Liliana est mère de sept enfants. Elle vit à Bacau, ville de la Moldavie roumaine qu’elle doit quitter pour travailler comme bonne à tout faire chez un couple âgé de Turin. Les raisons de son départ sont d’ordre économique. Elle est contrainte, n’ayant pas de parents à Bacau, de confier à sa fille aînée l’appartement et la gestion de la vie quotidienne des cadets. Georgina, à quinze ans, assume donc le rôle de mère tandis que Ionut, l’aîné de ses fils, dix-sept ans, apparaît comme un adolescent réservé et timide. Passionné de jeux vidéo, il se tient en retrait. Le plus jeune, Stélian, n’a que cinq ans. Il va à l’école maternelle. Jamais il n’est question dans le film d’un mari ou d’un compagnon.

Waiting for august

 

Le film est un huis clos presque entièrement tourné dans l’appartement exigu où vivent les enfants. Le monde extérieur est réduit au strict nécessaire : la banlieue, les barres d’appartements, une école, au rythme des saisons.

S’il n’y avait le téléphone et skype, ces enfants vivraient complétement isolés, laissés à eux-mêmes. La mère n’est que rarement montrée lors de ces conversations par skype. C’est une icône visuelle, mais dont la voix fait réagir chacun des enfants. Elle compense son absence par la promesse de cadeaux. Georgina a endossé le rôle de chef de famille. Les conseils de sa mère la guident à travers tous les obstacles quotidiens. Cette adolescente témoigne de ferme douceur et de maturité dans la manière où elle accomplit, de l’aube à la nuit, toutes les tâches qui lui sont confiées en même temps qu’elle poursuit ses études au lycée.

Rarement les enfants ont été filmés dans une intimité aussi grande que l’on pourrait qualifier de familiale. Qu’ils aident à la cuisine ou au ménage, qu’ils s’apprêtent pour l’école ou qu’ils jouent dans l’appartement, leur bonheur de vivre éclate en bourgeons. L’attente du retour de leur mère, la déception de ne pas la revoir à Pâques, mais seulement en été, ne sont pas sujets à dramatisation tellement ce groupe d’enfants reste soudé en une situation qui ne paraît pas être exceptionnelle dans l’émigration. Le film témoigne bien de certains sujets de tension dont la résonance est propre à la Roumanie post-communiste. Georgina, dans une conversation avec sa mère, s’émeut de la menace proférée par une religieuse que ses frères et sœurs soient envoyés à l’orphelinat. Il faut connaître la sinistre réputation des orphelinats créés sous le régime communiste pour comprendre la gravité de cette menace. Mais sa mère la rassure. Les temps ont changé.

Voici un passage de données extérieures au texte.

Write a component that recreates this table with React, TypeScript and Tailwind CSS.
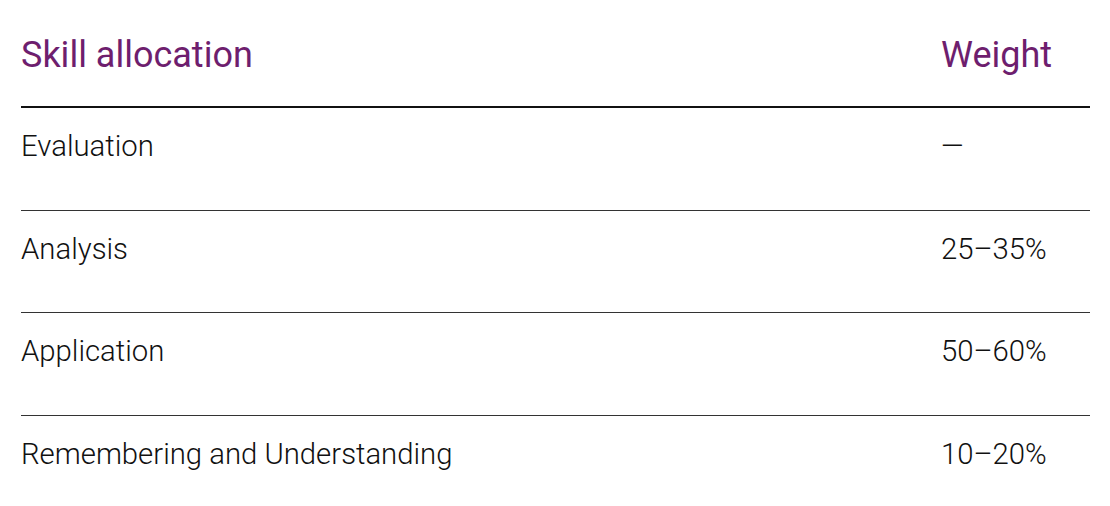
import React from "react";

const rows: [string, string][] = [
  ["Evaluation", "—"],
  ["Analysis", "25–35%"],
  ["Application", "50–60%"],
  ["Remembering and Understanding", "10–20%"],
];

export default function App() {
  return (
    <div className="w-[1110px] h-[506px] bg-white overflow-hidden" style={{ fontFamily: "Roboto, 'Noto Sans', sans-serif" }}>
      <div className="ml-[21px] w-[1069px]">
        <div className="grid grid-cols-[920px_149px] h-[108px]">
          <div className="border-b-2 border-[#111] pt-[37px] text-[36px] leading-[36px] font-normal text-[#6e1e6e]">Skill allocation</div>
          <div className="border-b-2 border-[#111] pt-[37px] text-[36px] leading-[36px] font-normal text-[#6e1e6e]">Weight</div>
        </div>
        {rows.map(([a, b]) => (
          <div key={a} className="grid grid-cols-[920px_149px] h-[102.5px]">
            <div className="border-b border-[#333] pt-[24px] text-[29.3px] leading-[29.3px] font-light text-[#111]">{a}</div>
            <div className="border-b border-[#333] pt-[24px] text-[29.3px] leading-[29.3px] font-light text-[#111]">{b}</div>
          </div>
        ))}
      </div>
    </div>
  );
}
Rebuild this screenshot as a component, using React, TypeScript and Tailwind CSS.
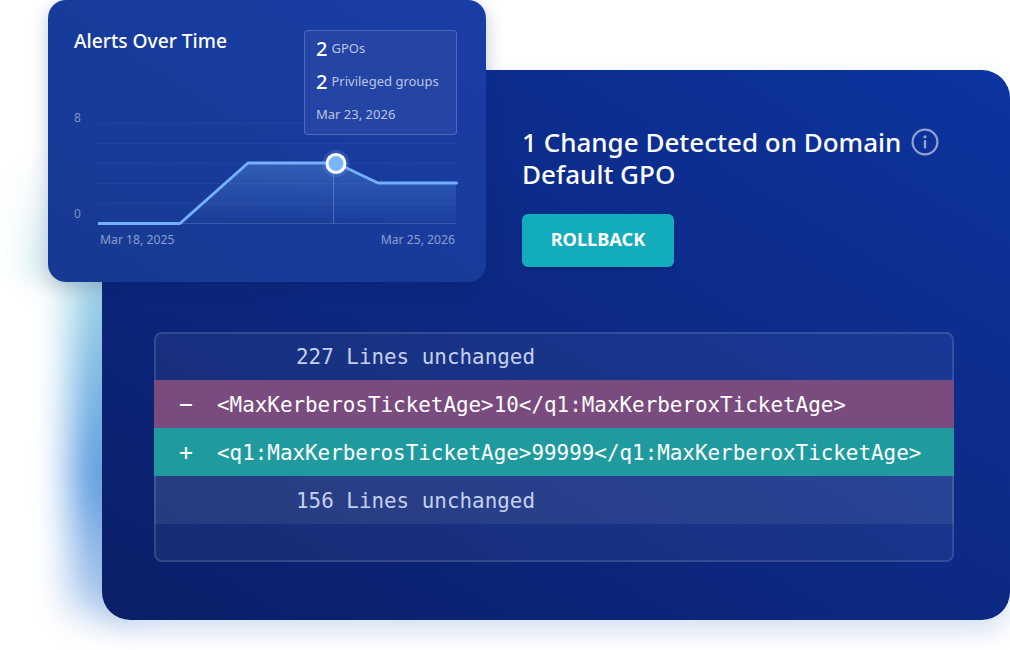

L’impossibilité d’assurer la subsistance de sa famille au pays est la cause explicite de l’émigration de la mère en Italie. « La seule façon, répète celle-ci, de vous aider, c’est de travailler à l’étranger. Mais je ne vous ai pas abandonnés. »

 

Waiting for august

 

Et rien dans le comportement des enfants ne révèle l’angoisse d’un abandon.

Leur confiance en leur mère est totale. Ils se savent aimés et Georgina contribue, par sa tendresse inlassable et son autorité, à les rassurer. Sans que rien ne demeure caché des conditions matérielles vécues par les enfants, une impression de vie irrigue le film. Lorsque la mère revient enfin d’Italie et que ses enfants viennent l’accueillir à l’aéroport, l’inquiétude transparaît cependant sur leurs visages lors de ces retrouvailles tant attendues.

Waiting for august est un film sur la confiance et l’amour, sur la mise à l’épreuve du lien familial qui se renforce plutôt qu’il ne se détruit. Le personnage de Georgina rayonne d’une douce lumière. Elle s’épanouit et devient femme, sort du huis clos familial pour rejoindre ses amies, aller au parc d’attraction, et sans doute découvrir les sentiments amoureux. Tout cela nous est suggéré en quelques images joyeuses.

En filigrane, se posent les questions de l’émigration des femmes, de l’absence de l’homme dans cette famille. L’importance de la voix de l’absente est aussi à souligner dans un travail sur le son qui capte, comme un chœur, toutes les voix de la fratrie.